Biden’s Regulatory Deluge

Gridlock in D.C.? Nope, the administrative state is at full throttle.

If you thought the GOP takeover of the House means gridlock in Washington prevails, think again. Rule by regulation is accelerating and the only check will be the courts.

President Biden is leading an unprecedented expansion of the administrative state. In two years his Administration has imposed 517 regulatory actions with some $318 billion in total costs. By the same point in his Administration, President Obama had imposed 740 comparable rules with a cost of $208 billion. Across four years President Trump imposed 1,340 rules at a cost of $64.7 billion.

These figures come from the American Action Forum, which says that in 2022 alone federal agencies finalized 264 regulations with economic impact, totting up $117.1 billion in net regulatory costs. Another 311 proposed rules are in the pipeline and would cost $191.2 billion when final. Twenty-three of those rules will cost $1 billion each.

Regulatory costs to the economy are now reckoned to be at least $2 trillion, or roughly 8% of U.S. gross domestic product in 2021, according to Wayne Crews at the Competitive Enterprise Institute. If you think of regulation as a tax, Mr. Crews notes, it would be larger than the federal income tax and come out to around $14,684 per family. If the cost of U.S. regulation were a country, it would rank a little behind France’s GDP.

Regulators are now in high gear as they write rules to implement the gusher of legislation from the last Democratic Congress. But they are also hard at work imposing new rules by rewriting old statutes to impose policies they can’t get through Congress.

A glance at the regulation tracker by the Brookings Institution is bracing. Rule-makings in various stages of the pipeline cover everything from “phasedown of hydrofluorocarbons” (EPA) to “climate-related disclosures for public companies” (SEC), “rule to reduce robocalls” (FCC), “lowering the cost of federal student loan payments” (Education), “menthol cigarette ban” (FDA, HHS) and “sex discrimination in schools” (Education). And much more.

Looking at the overall rule count is even worse. The Constitution grants the power to make laws to Congress, not agencies. But in calendar 2021, Mr. Crews notes, agencies issued 3,257 rules, including 105 last-minute Trump rules, while Congress passed 143 laws. Last year they added another 3,168 rules in the Federal Register to go with 247 laws passed by Congress. That’s 13 rules from unelected agencies for every one law from elected legislators.

In his first days in office, Mr. Biden revoked Trump Administration executive orders designed to temper the regulatory state. One Trump order to reduce regulation (nicknamed “one in, two out”) required that for every new regulation from the executive branch, two were eliminated. Mr. Biden repealed it.

Also axed was a Trump executive order requiring agencies to make “guidance” documents available to taxpayers on public portals. The hope was for a little sunlight on the opaque actions of regulators. In 2019 then California Sen. Kamala Harris co-sponsored the Guidance Out of Darkness Act to require agencies to have portals that would let taxpayers see what they are up to.

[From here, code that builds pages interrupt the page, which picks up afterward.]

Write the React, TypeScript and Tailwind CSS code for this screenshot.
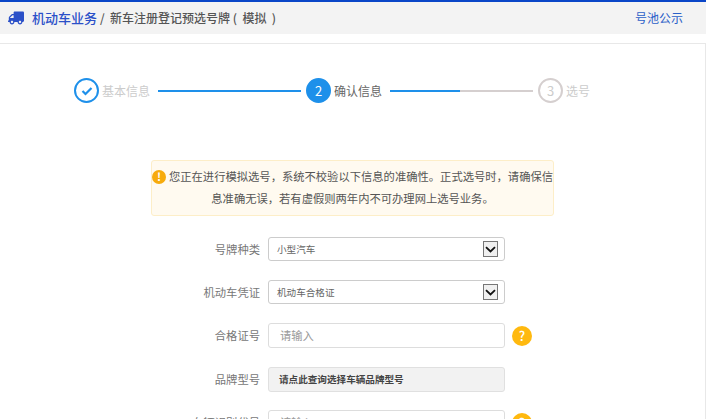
import React from "react";
import { FaTruck } from "react-icons/fa";

const font = { fontFamily: '"Noto Sans CJK SC", "Liberation Sans", sans-serif' };

function Chevron() {
  return (
    <span className="flex h-[16px] w-[15px] items-center justify-center border border-[#767676] bg-[#f0f0f0]">
      <svg width="11" height="7" viewBox="0 0 11 7">
        <path d="M1 1.2 L5.5 5.5 L10 1.2" fill="none" stroke="#111" strokeWidth="1.8" />
      </svg>
    </span>
  );
}

function Help() {
  return (
    <span className="ml-[7px] flex h-[20px] w-[20px] items-center justify-center rounded-full bg-[#ffb90f] text-[13px] font-medium text-white">?</span>
  );
}

function Row({ label, children, help, tight }: { label: string; children: React.ReactNode; help?: boolean; tight?: boolean }) {
  return (
    <div className={`flex items-center ${tight ? "mb-[18px]" : "mb-[19px]"}`}>
      <div className="w-[268px] pr-[8px] text-right text-[11.3px] text-[#777]">{label}</div>
      {children}
      {help && <Help />}
    </div>
  );
}

function Select({ value }: { value: string }) {
  return (
    <div className="flex h-[24px] w-[237px] items-center justify-between rounded-[3px] border border-[#ccc] pl-[8px] pr-[6px] text-[9.6px] text-[#666]">
      <span className="mt-[1px]">{value}</span>
      <Chevron />
    </div>
  );
}

function Input() {
  return (
    <div className="flex h-[25px] w-[237px] items-center rounded-[3px] border border-[#ddd] pl-[11px] text-[11.3px] text-[#999]">请输入</div>
  );
}

function Step({ n, label, state }: { n: React.ReactNode; label: string; state: "done" | "active" | "todo" }) {
  const circle =
    state === "done"
      ? "border-[#1e90ea] bg-white"
      : state === "active"
        ? "border-[#1e90ea] bg-[#1e90ea] text-white"
        : "border-[#d5cfcf] bg-white text-[#ccc]";
  const text = state === "active" ? "text-[#666]" : "text-[#ccc]";
  return (
    <div className="flex items-center">
      <span className={`flex h-[25px] w-[25px] items-center justify-center rounded-full border-2 text-[13px] ${circle}`}>{n}</span>
      <span className={`ml-[3px] text-[12px] ${text}`}>{label}</span>
    </div>
  );
}

export default function App() {
  return (
    <div className="h-[419px] w-[720px] overflow-hidden bg-white" style={font}>
      <div className="w-[706px]">
        <div className="h-[2px] bg-[#0a46c8]" />
        <div className="flex h-[32px] items-center justify-between bg-[#f3f3f3] pl-[8px] pr-[23px]">
          <div className="flex items-center">
            <FaTruck size={16} color="#2b50c8" className="mr-[8px] -scale-x-100" />
            <span className="text-[13px] font-medium text-[#2b50c8]">机动车业务</span>
            <span className="ml-[3px] whitespace-pre text-[12px] font-medium text-[#555]">{"/  新车注册登记预选号牌 (  模拟  )"}</span>
          </div>
          <span className="text-[12px] text-[#2b60c8]">号池公示</span>
        </div>
        <div className="mt-[9px] h-[400px] border-t border-r border-[#e8e8e8] pt-[34px]">
          <div className="flex items-center pl-[74px]">
            <Step
              state="done"
              label="基本信息"
              n={
                <svg width="12" height="10" viewBox="0 0 12 10">
                  <path d="M1.5 5 L4.5 8 L10.5 2" fill="none" stroke="#1e90ea" strokeWidth="2.2" />
                </svg>
              }
            />
            <div className="ml-[8px] mr-[5px] h-[2px] w-[143px] bg-[#1e90ea]" />
            <Step state="active" label="确认信息" n="2" />
            <div className="ml-[8px] mr-[5px] flex h-[2px] w-[143px] bg-[#d5cfcf]">
              <div className="h-full w-[70px] bg-[#1e90ea]" />
            </div>
            <Step state="todo" label="选号" n="3" />
          </div>
          <div className="ml-[151px] mt-[57px] h-[56px] w-[403px] rounded-[3px] border border-[#fdeec8] bg-[#fffaf0] text-center text-[11.3px] text-[#555]">
            <div className="mt-[4px] flex h-[22px] items-center justify-center whitespace-nowrap pt-[1px]">
              <span className="mr-[3px] flex h-[14px] w-[14px] shrink-0 items-center justify-center rounded-full bg-[#f7ab0c] text-[11px] font-bold text-white">!</span>
              您正在进行模拟选号，系统不校验以下信息的准确性。正式选号时，请确保信
            </div>
            <div className="h-[23px] leading-[23px]">息准确无误，若有虚假则两年内不可办理网上选号业务。</div>
          </div>
          <div className="mt-[21px]">
            <Row label="号牌种类"><Select value="小型汽车" /></Row>
            <Row label="机动车凭证"><Select value="机动车合格证" /></Row>
            <Row label="合格证号" help><Input /></Row>
            <Row label="品牌型号" tight>
              <div className="flex h-[25px] w-[237px] items-center rounded-[3px] border border-[#e0e0e0] bg-[#f2f2f2] pl-[10px] text-[9.6px] font-bold text-[#444]">请点此查询选择车辆品牌型号</div>
            </Row>
            <Row label="车辆识别代号" help><Input /></Row>
          </div>
        </div>
      </div>
    </div>
  );
}
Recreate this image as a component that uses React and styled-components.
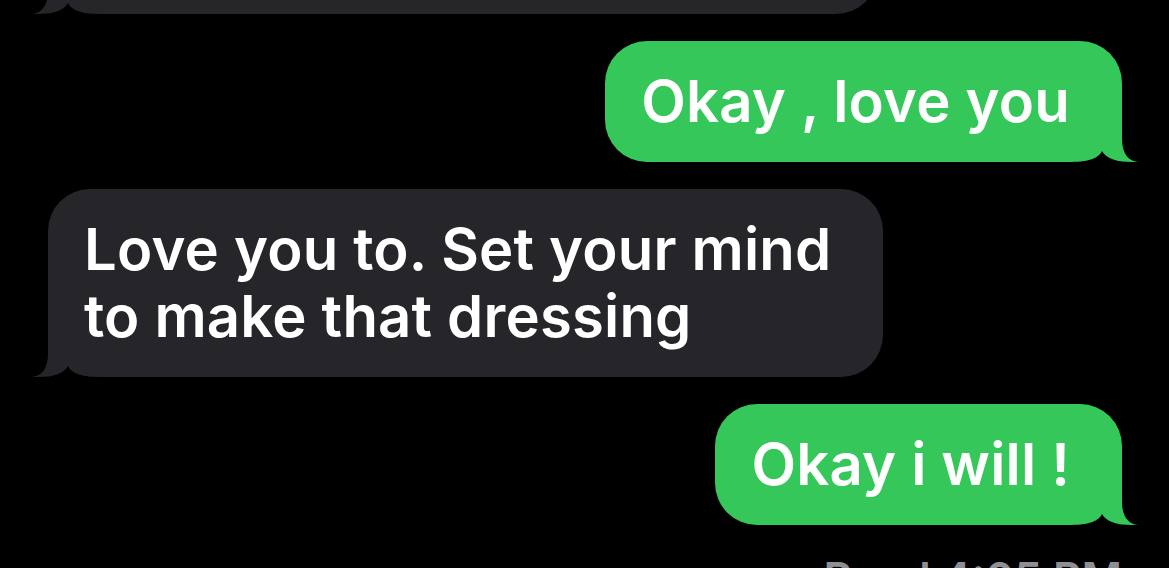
import React from "react";
import styled, { createGlobalStyle } from "styled-components";

const GlobalStyle = createGlobalStyle`
  html, body {
    margin: 0;
    padding: 0;
    background: #000;
    overflow: hidden;
  }
  #root {
    height: 568px;
  }
`;

const GREEN = "#35c759";
const GRAY = "#262529";

const Thread = styled.div`
  display: flex;
  flex-direction: column;
  gap: 27px;
  padding: 0 47px 0 48px;
  font-family: Inter, "Noto Sans", sans-serif;
`;

const Row = styled.div`
  display: flex;
  justify-content: ${(p) => (p.$sent ? "flex-end" : "flex-start")};
`;

const Bubble = styled.div`
  position: relative;
  background: ${(p) => (p.$sent ? GREEN : GRAY)};
  color: #fff;
  font-size: 58px;
  font-weight: 600;
  line-height: 67px;
  letter-spacing: 0.2px;
  padding: 27px 52px 27px 36px;
  border-radius: ${(p) => (p.$sent ? "42px 42px 0 42px" : "42px 42px 42px 0")};
  white-space: nowrap;
`;

const CutBubble = styled(Bubble)`
  width: 830px;
  box-sizing: border-box;
  margin-top: -107px;
`;

const TailSvg = styled.svg`
  position: absolute;
  bottom: 0;
  width: 70px;
  height: 45px;
  ${(p) =>
    p.$sent
      ? "right: -16px;"
      : "left: -16px; transform: scaleX(-1);"}
`;

const Tail = ({ sent }) => (
  <TailSvg $sent={sent} viewBox="0 0 70 45">
    <path
      d="M54 0 L54 22 C54 36 60 44 70 45 L34 45 L34 0 Z"
      fill={sent ? GREEN : GRAY}
    />
    <path
      d="M0 45 C20 45 30 42 34 34 C38 42 50 45 64 45 Z"
      fill="#000"
    />
  </TailSvg>
);

const Status = styled.div`
  margin-top: 2px;
  text-align: right;
  color: #8e8e93;
  font-size: 44px;
  font-weight: 600;
  line-height: 48px;
`;

export default function App() {
  return (
    <>
      <GlobalStyle />
      <Thread>
        <Row>
          <CutBubble>
            &nbsp;
            <Tail />
          </CutBubble>
        </Row>
        <Row $sent>
          <Bubble $sent>
            Okay , love you
            <Tail sent />
          </Bubble>
        </Row>
        <Row>
          <Bubble>
            Love you to. Set your mind
            <br />
            to make that dressing
            <Tail />
          </Bubble>
        </Row>
        <Row $sent>
          <Bubble $sent>
            Okay i will !
            <Tail sent />
          </Bubble>
        </Row>
        <Status>Read 4:05 PM</Status>
      </Thread>
    </>
  );
}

These days bureaucratic secrecy is in. The White House Office of Information and Regulatory Affairs is supposed to review new proposed rules and examine costs and benefits. Even the Obama regulatory shop reined in the bureaucracy on occasion. In the Biden White House it’s largely a rubber stamp.

The nearby chart compares the estimated cost of regulations across each year of recent presidencies. Note the explosions in particular under Mr. Obama and especially now under Mr. Biden. The Biden onslaught is moving fast as agencies try to issue rules well before the end of the current Congress so they wouldn’t be subject to the scrutiny of the Congressional Review Act if Republicans control the White House and Congress in 2025. Under the CRA, Congress has 60 legislative days to repeal a rule.